### Data shown:
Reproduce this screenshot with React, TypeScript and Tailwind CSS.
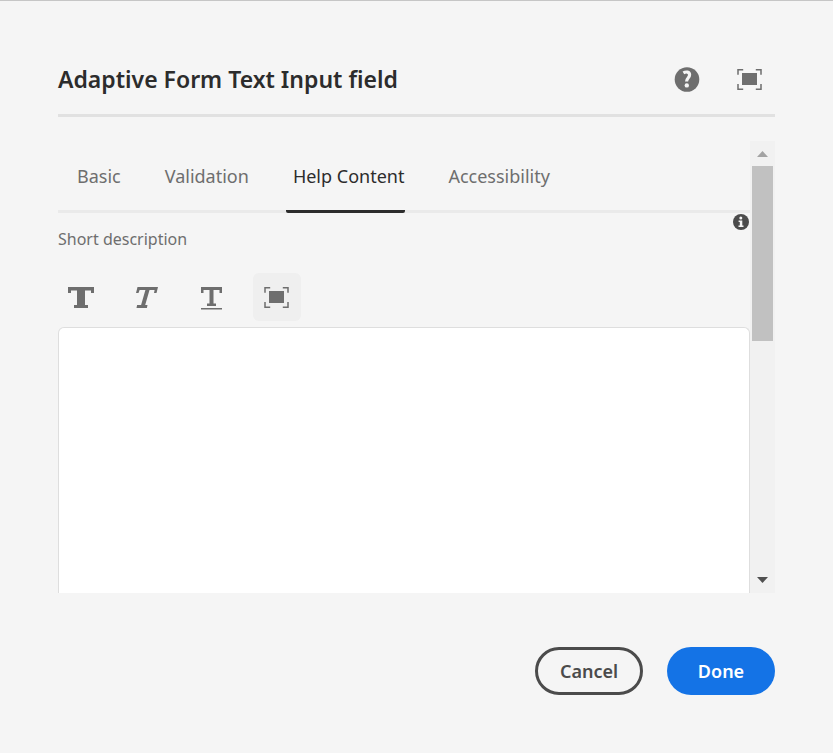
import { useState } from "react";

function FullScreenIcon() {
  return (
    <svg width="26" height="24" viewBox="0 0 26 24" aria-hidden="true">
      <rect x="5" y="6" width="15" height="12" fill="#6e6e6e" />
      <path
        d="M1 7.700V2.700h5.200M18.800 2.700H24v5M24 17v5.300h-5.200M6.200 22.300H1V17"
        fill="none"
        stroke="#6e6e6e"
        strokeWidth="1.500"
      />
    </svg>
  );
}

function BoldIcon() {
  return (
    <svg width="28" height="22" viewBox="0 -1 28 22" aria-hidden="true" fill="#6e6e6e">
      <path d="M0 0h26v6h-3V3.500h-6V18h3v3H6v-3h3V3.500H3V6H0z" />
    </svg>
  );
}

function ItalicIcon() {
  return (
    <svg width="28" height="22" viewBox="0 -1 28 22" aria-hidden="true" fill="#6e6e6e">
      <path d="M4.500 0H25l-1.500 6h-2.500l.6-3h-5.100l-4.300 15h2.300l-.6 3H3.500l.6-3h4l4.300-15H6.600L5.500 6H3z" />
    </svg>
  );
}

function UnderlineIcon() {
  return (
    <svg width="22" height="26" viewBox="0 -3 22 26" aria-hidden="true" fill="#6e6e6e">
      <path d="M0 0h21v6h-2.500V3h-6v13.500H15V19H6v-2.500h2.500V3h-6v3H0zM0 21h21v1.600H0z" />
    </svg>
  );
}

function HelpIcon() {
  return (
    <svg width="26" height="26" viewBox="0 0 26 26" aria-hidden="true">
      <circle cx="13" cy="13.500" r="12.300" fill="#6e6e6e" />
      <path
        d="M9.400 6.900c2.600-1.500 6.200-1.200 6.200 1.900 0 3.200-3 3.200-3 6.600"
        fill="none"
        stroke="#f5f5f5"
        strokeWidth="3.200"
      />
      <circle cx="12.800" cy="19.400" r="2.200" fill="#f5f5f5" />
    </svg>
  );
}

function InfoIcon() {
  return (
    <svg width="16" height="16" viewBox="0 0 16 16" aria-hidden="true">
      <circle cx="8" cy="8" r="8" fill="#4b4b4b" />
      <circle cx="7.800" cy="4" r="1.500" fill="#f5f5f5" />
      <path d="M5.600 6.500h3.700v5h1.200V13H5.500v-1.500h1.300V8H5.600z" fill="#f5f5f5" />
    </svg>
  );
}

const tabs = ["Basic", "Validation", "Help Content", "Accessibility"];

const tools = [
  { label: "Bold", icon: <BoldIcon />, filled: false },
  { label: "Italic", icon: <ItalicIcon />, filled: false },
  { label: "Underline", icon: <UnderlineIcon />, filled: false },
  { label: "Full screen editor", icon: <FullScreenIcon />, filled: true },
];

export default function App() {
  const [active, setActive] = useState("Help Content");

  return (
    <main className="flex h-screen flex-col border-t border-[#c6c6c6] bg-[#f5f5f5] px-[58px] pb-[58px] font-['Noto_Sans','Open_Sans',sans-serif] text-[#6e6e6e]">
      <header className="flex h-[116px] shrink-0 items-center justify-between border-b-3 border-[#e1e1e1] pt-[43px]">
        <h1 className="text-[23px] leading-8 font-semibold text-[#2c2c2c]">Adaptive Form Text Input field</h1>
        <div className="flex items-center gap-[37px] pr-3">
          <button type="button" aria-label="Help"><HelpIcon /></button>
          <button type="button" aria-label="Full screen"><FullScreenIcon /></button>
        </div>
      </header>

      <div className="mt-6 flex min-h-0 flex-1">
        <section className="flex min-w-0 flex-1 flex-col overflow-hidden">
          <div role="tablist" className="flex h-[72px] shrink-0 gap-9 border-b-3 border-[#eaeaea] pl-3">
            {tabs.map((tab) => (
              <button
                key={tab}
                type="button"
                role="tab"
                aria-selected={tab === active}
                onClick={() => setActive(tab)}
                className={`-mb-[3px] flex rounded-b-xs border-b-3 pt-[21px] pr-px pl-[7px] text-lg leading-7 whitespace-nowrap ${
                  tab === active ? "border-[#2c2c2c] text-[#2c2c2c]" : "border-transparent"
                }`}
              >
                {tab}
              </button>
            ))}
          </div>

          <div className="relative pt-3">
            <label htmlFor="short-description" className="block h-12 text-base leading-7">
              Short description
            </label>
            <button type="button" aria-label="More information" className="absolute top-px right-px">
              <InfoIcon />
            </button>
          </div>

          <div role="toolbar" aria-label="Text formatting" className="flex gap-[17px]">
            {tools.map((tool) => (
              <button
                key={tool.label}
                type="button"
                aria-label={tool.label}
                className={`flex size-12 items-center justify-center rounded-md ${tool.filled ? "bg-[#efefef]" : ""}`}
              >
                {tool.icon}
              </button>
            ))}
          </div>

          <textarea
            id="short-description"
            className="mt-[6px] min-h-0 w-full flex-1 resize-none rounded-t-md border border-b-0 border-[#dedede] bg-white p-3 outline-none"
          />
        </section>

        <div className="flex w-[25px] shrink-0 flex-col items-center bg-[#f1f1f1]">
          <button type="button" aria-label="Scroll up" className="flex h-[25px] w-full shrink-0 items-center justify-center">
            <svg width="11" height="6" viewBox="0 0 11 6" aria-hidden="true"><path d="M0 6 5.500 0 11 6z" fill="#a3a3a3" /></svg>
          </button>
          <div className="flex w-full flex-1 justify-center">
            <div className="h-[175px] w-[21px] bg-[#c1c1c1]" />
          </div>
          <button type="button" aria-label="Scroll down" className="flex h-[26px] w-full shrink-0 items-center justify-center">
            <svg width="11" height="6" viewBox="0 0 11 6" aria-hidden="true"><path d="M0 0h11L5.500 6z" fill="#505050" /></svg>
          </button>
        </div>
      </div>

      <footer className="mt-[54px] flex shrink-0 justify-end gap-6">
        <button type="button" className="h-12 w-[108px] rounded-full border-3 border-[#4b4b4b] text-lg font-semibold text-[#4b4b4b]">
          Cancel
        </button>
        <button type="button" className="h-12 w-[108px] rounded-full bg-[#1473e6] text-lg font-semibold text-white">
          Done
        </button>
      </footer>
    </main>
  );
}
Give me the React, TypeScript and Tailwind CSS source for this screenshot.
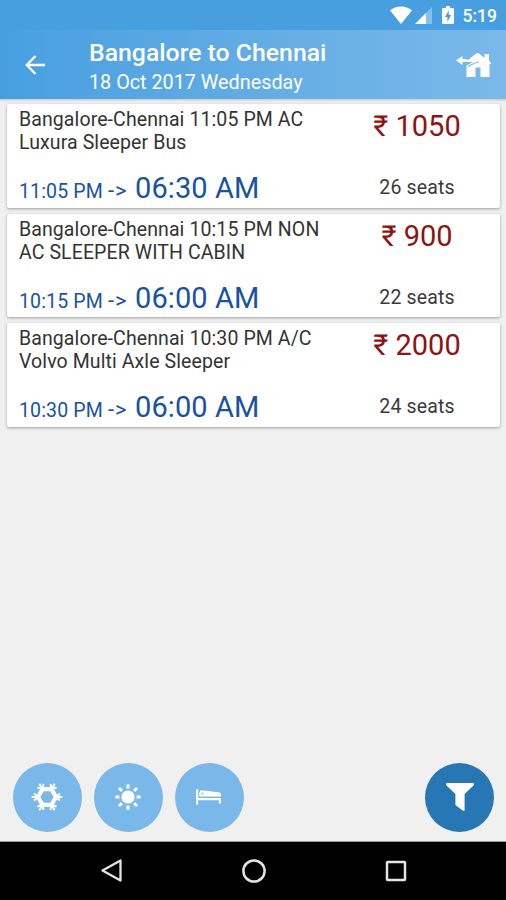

### Task to complete:
Working from the lines above, reproduce the material exactly and exclude its pictures.

### Complete response:
Reproduce this screenshot with React, TypeScript and Tailwind CSS.
import { useState } from "react";

function FullScreenIcon() {
  return (
    <svg width="26" height="24" viewBox="0 0 26 24" aria-hidden="true">
      <rect x="5" y="6" width="15" height="12" fill="#6e6e6e" />
      <path
        d="M1 7.700V2.700h5.200M18.800 2.700H24v5M24 17v5.300h-5.200M6.200 22.300H1V17"
        fill="none"
        stroke="#6e6e6e"
        strokeWidth="1.500"
      />
    </svg>
  );
}

function BoldIcon() {
  return (
    <svg width="28" height="22" viewBox="0 -1 28 22" aria-hidden="true" fill="#6e6e6e">
      <path d="M0 0h26v6h-3V3.500h-6V18h3v3H6v-3h3V3.500H3V6H0z" />
    </svg>
  );
}

function ItalicIcon() {
  return (
    <svg width="28" height="22" viewBox="0 -1 28 22" aria-hidden="true" fill="#6e6e6e">
      <path d="M4.500 0H25l-1.500 6h-2.500l.6-3h-5.100l-4.300 15h2.300l-.6 3H3.500l.6-3h4l4.300-15H6.600L5.500 6H3z" />
    </svg>
  );
}

function UnderlineIcon() {
  return (
    <svg width="22" height="26" viewBox="0 -3 22 26" aria-hidden="true" fill="#6e6e6e">
      <path d="M0 0h21v6h-2.500V3h-6v13.500H15V19H6v-2.500h2.500V3h-6v3H0zM0 21h21v1.600H0z" />
    </svg>
  );
}

function HelpIcon() {
  return (
    <svg width="26" height="26" viewBox="0 0 26 26" aria-hidden="true">
      <circle cx="13" cy="13.500" r="12.300" fill="#6e6e6e" />
      <path
        d="M9.400 6.900c2.600-1.500 6.200-1.200 6.200 1.900 0 3.200-3 3.200-3 6.600"
        fill="none"
        stroke="#f5f5f5"
        strokeWidth="3.200"
      />
      <circle cx="12.800" cy="19.400" r="2.200" fill="#f5f5f5" />
    </svg>
  );
}

function InfoIcon() {
  return (
    <svg width="16" height="16" viewBox="0 0 16 16" aria-hidden="true">
      <circle cx="8" cy="8" r="8" fill="#4b4b4b" />
      <circle cx="7.800" cy="4" r="1.500" fill="#f5f5f5" />
      <path d="M5.600 6.500h3.700v5h1.200V13H5.500v-1.500h1.300V8H5.600z" fill="#f5f5f5" />
    </svg>
  );
}

const tabs = ["Basic", "Validation", "Help Content", "Accessibility"];

const tools = [
  { label: "Bold", icon: <BoldIcon />, filled: false },
  { label: "Italic", icon: <ItalicIcon />, filled: false },
  { label: "Underline", icon: <UnderlineIcon />, filled: false },
  { label: "Full screen editor", icon: <FullScreenIcon />, filled: true },
];

export default function App() {
  const [active, setActive] = useState("Help Content");

  return (
    <main className="flex h-screen flex-col border-t border-[#c6c6c6] bg-[#f5f5f5] px-[58px] pb-[58px] font-['Noto_Sans','Open_Sans',sans-serif] text-[#6e6e6e]">
      <header className="flex h-[116px] shrink-0 items-center justify-between border-b-3 border-[#e1e1e1] pt-[43px]">
        <h1 className="text-[23px] leading-8 font-semibold text-[#2c2c2c]">Adaptive Form Text Input field</h1>
        <div className="flex items-center gap-[37px] pr-3">
          <button type="button" aria-label="Help"><HelpIcon /></button>
          <button type="button" aria-label="Full screen"><FullScreenIcon /></button>
        </div>
      </header>

      <div className="mt-6 flex min-h-0 flex-1">
        <section className="flex min-w-0 flex-1 flex-col overflow-hidden">
          <div role="tablist" className="flex h-[72px] shrink-0 gap-9 border-b-3 border-[#eaeaea] pl-3">
            {tabs.map((tab) => (
              <button
                key={tab}
                type="button"
                role="tab"
                aria-selected={tab === active}
                onClick={() => setActive(tab)}
                className={`-mb-[3px] flex rounded-b-xs border-b-3 pt-[21px] pr-px pl-[7px] text-lg leading-7 whitespace-nowrap ${
                  tab === active ? "border-[#2c2c2c] text-[#2c2c2c]" : "border-transparent"
                }`}
              >
                {tab}
              </button>
            ))}
          </div>

          <div className="relative pt-3">
            <label htmlFor="short-description" className="block h-12 text-base leading-7">
              Short description
            </label>
            <button type="button" aria-label="More information" className="absolute top-px right-px">
              <InfoIcon />
            </button>
          </div>

          <div role="toolbar" aria-label="Text formatting" className="flex gap-[17px]">
            {tools.map((tool) => (
              <button
                key={tool.label}
                type="button"
                aria-label={tool.label}
                className={`flex size-12 items-center justify-center rounded-md ${tool.filled ? "bg-[#efefef]" : ""}`}
              >
                {tool.icon}
              </button>
            ))}
          </div>

          <textarea
            id="short-description"
            className="mt-[6px] min-h-0 w-full flex-1 resize-none rounded-t-md border border-b-0 border-[#dedede] bg-white p-3 outline-none"
          />
        </section>

        <div className="flex w-[25px] shrink-0 flex-col items-center bg-[#f1f1f1]">
          <button type="button" aria-label="Scroll up" className="flex h-[25px] w-full shrink-0 items-center justify-center">
            <svg width="11" height="6" viewBox="0 0 11 6" aria-hidden="true"><path d="M0 6 5.500 0 11 6z" fill="#a3a3a3" /></svg>
          </button>
          <div className="flex w-full flex-1 justify-center">
            <div className="h-[175px] w-[21px] bg-[#c1c1c1]" />
          </div>
          <button type="button" aria-label="Scroll down" className="flex h-[26px] w-full shrink-0 items-center justify-center">
            <svg width="11" height="6" viewBox="0 0 11 6" aria-hidden="true"><path d="M0 0h11L5.500 6z" fill="#505050" /></svg>
          </button>
        </div>
      </div>

      <footer className="mt-[54px] flex shrink-0 justify-end gap-6">
        <button type="button" className="h-12 w-[108px] rounded-full border-3 border-[#4b4b4b] text-lg font-semibold text-[#4b4b4b]">
          Cancel
        </button>
        <button type="button" className="h-12 w-[108px] rounded-full bg-[#1473e6] text-lg font-semibold text-white">
          Done
        </button>
      </footer>
    </main>
  );
}
Give me the React, TypeScript and Tailwind CSS source for this screenshot.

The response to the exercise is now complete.